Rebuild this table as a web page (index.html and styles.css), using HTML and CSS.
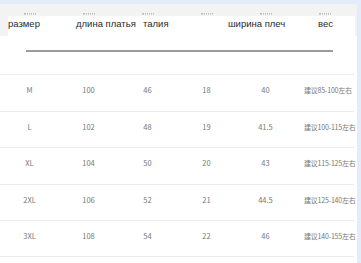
FILE: index.html
```html
<!DOCTYPE html>
<html>
<head>
<meta charset="utf-8">
<link rel="stylesheet" href="styles.css">
</head>
<body>
<div class="page">
  <div class="topband"></div>
  <div class="main">
    <div class="content">
      <div class="head">
        <div class="ghost">
          <i></i><i></i><i></i><i></i><i></i><i></i>
        </div>
        <div class="headcard">
          <span class="h1">размер</span>
          <span class="h2">длина платья</span>
          <span class="h3">талия</span>
          <span class="h4">ширина плеч</span>
          <span class="h5">вес</span>
        </div>
      </div>
      <div class="rule"></div>
      <div class="table">
        <div class="row"><span>M</span><span>100</span><span>46</span><span>18</span><span>40</span><span>建议85-100左右</span></div>
        <div class="row"><span>L</span><span>102</span><span>48</span><span>19</span><span>41.5</span><span>建议100-115左右</span></div>
        <div class="row"><span>XL</span><span>104</span><span>50</span><span>20</span><span>43</span><span>建议115-125左右</span></div>
        <div class="row"><span>2XL</span><span>106</span><span>52</span><span>21</span><span>44.5</span><span>建议125-140左右</span></div>
        <div class="row last"><span>3XL</span><span>108</span><span>54</span><span>22</span><span>46</span><span>建议140-155左右</span></div>
      </div>
    </div>
    <div class="sidebar"></div>
  </div>
</div>
</body>
</html>
```
FILE: styles.css
```css
* { box-sizing: border-box; }
html, body { margin: 0; padding: 0; background: #ffffff; }
.page {
  width: 361px;
  height: 263px;
  overflow: hidden;
  display: flex;
  flex-direction: column;
  background: #ffffff;
}
.topband { height: 4px; background: #e3ecf9; flex: none; }
.main { flex: 1; display: flex; }
.content { width: 357px; display: flex; flex-direction: column; }
.sidebar { width: 4px; background: #e3ecf9; }

.head { background: #f3f3f3; }
.ghost {
  height: 12px;
  padding-top: 9px;
  display: grid;
  grid-template-columns: repeat(6, 59px);
  justify-items: center;
}
.ghost i {
  display: block;
  width: 12px;
  height: 2px;
  border-top: 1px dotted #bdbdbd;
  border-bottom: 1px dotted #d0d0d0;
}
.headcard {
  margin-left: 8px;
  margin-right: 2px;
  height: 20px;
  background: #ffffff;
  display: grid;
  grid-template-columns: 68px 67px 85px 90px auto;
  font: 9.5px/16px "Liberation Sans", Arial, sans-serif;
  color: #2a2a2a;
}

.rule {
  margin: 14px 0 0 26px;
  width: 307px;
  height: 2px;
  background: #9c9c9c;
}

.table { margin-top: 22px; width: 354px; }
.row {
  display: grid;
  grid-template-columns: repeat(6, 59px);
  height: 36.6px;
  border-top: 1px solid #ececec;
  padding-top: 10px;
  font: 7.5px/10px "Noto Sans CJK SC", sans-serif;
  color: #777;
  text-align: center;
}
.row span { white-space: nowrap; }
.row span:last-child {
  text-align: left;
  padding-left: 9px;
  font-size: 7px;
  letter-spacing: -0.2px;
}
.row.last { border-bottom: 1px solid #ececec; }
```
::::
Task brief >>
Search the data above for the string "index" and return every line that has it.

Exercise solution >>
Rebuild this table as a web page (index.html and styles.css), using HTML and CSS.
FILE: index.html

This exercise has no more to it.